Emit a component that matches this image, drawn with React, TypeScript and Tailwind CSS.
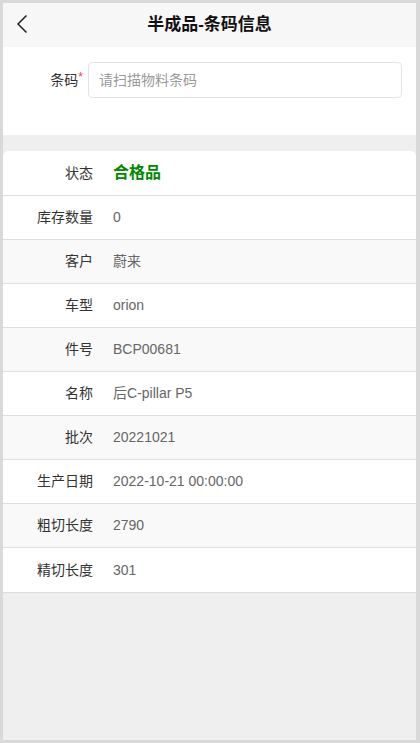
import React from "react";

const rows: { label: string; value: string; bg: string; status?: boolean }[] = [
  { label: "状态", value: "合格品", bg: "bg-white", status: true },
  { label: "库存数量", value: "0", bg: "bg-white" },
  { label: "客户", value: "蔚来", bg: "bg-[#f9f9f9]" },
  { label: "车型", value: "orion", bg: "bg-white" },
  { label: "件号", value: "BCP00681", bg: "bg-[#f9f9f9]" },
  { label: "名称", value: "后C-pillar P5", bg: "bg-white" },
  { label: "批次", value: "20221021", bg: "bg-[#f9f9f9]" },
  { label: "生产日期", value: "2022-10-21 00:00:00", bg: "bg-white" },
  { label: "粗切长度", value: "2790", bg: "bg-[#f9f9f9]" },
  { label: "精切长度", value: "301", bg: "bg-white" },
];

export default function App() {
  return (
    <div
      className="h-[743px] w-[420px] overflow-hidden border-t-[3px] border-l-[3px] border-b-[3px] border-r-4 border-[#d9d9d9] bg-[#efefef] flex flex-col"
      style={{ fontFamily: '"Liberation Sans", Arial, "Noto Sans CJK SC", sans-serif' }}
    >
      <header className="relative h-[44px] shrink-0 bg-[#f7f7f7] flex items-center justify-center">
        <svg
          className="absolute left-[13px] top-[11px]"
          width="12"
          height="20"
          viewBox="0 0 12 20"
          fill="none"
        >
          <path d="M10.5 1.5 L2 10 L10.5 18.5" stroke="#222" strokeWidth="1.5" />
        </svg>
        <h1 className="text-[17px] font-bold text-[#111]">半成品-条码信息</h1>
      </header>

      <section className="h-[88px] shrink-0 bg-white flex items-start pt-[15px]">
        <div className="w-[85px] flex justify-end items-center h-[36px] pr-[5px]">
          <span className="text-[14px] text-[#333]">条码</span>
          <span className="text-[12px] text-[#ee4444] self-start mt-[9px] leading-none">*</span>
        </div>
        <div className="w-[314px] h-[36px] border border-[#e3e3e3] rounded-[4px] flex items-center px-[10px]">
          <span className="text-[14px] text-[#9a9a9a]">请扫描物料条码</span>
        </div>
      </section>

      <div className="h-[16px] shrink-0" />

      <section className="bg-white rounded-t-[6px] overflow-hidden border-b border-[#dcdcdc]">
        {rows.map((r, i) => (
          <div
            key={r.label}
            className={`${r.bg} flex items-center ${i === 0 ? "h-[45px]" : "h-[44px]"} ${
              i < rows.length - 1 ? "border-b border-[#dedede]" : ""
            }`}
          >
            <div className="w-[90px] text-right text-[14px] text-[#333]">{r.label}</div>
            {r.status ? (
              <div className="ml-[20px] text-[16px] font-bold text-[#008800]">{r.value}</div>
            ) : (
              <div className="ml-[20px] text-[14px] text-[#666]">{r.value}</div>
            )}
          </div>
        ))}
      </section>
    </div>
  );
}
------------
INSTRUCTIONS TO FOLLOW: Restate the entire listing word for word, excluding pictures.

RESPONSE BELOW:
Emit a component that matches this image, drawn with React, TypeScript and Tailwind CSS.
import React from "react";

const rows: { label: string; value: string; bg: string; status?: boolean }[] = [
  { label: "状态", value: "合格品", bg: "bg-white", status: true },
  { label: "库存数量", value: "0", bg: "bg-white" },
  { label: "客户", value: "蔚来", bg: "bg-[#f9f9f9]" },
  { label: "车型", value: "orion", bg: "bg-white" },
  { label: "件号", value: "BCP00681", bg: "bg-[#f9f9f9]" },
  { label: "名称", value: "后C-pillar P5", bg: "bg-white" },
  { label: "批次", value: "20221021", bg: "bg-[#f9f9f9]" },
  { label: "生产日期", value: "2022-10-21 00:00:00", bg: "bg-white" },
  { label: "粗切长度", value: "2790", bg: "bg-[#f9f9f9]" },
  { label: "精切长度", value: "301", bg: "bg-white" },
];

export default function App() {
  return (
    <div
      className="h-[743px] w-[420px] overflow-hidden border-t-[3px] border-l-[3px] border-b-[3px] border-r-4 border-[#d9d9d9] bg-[#efefef] flex flex-col"
      style={{ fontFamily: '"Liberation Sans", Arial, "Noto Sans CJK SC", sans-serif' }}
    >
      <header className="relative h-[44px] shrink-0 bg-[#f7f7f7] flex items-center justify-center">
        <svg
          className="absolute left-[13px] top-[11px]"
          width="12"
          height="20"
          viewBox="0 0 12 20"
          fill="none"
        >
          <path d="M10.5 1.5 L2 10 L10.5 18.5" stroke="#222" strokeWidth="1.5" />
        </svg>
        <h1 className="text-[17px] font-bold text-[#111]">半成品-条码信息</h1>
      </header>

      <section className="h-[88px] shrink-0 bg-white flex items-start pt-[15px]">
        <div className="w-[85px] flex justify-end items-center h-[36px] pr-[5px]">
          <span className="text-[14px] text-[#333]">条码</span>
          <span className="text-[12px] text-[#ee4444] self-start mt-[9px] leading-none">*</span>
        </div>
        <div className="w-[314px] h-[36px] border border-[#e3e3e3] rounded-[4px] flex items-center px-[10px]">
          <span className="text-[14px] text-[#9a9a9a]">请扫描物料条码</span>
        </div>
      </section>

      <div className="h-[16px] shrink-0" />

      <section className="bg-white rounded-t-[6px] overflow-hidden border-b border-[#dcdcdc]">
        {rows.map((r, i) => (
          <div
            key={r.label}
            className={`${r.bg} flex items-center ${i === 0 ? "h-[45px]" : "h-[44px]"} ${
              i < rows.length - 1 ? "border-b border-[#dedede]" : ""
            }`}
          >
            <div className="w-[90px] text-right text-[14px] text-[#333]">{r.label}</div>
            {r.status ? (
              <div className="ml-[20px] text-[16px] font-bold text-[#008800]">{r.value}</div>
            ) : (
              <div className="ml-[20px] text-[14px] text-[#666]">{r.value}</div>
            )}
          </div>
        ))}
      </section>
    </div>
  );
}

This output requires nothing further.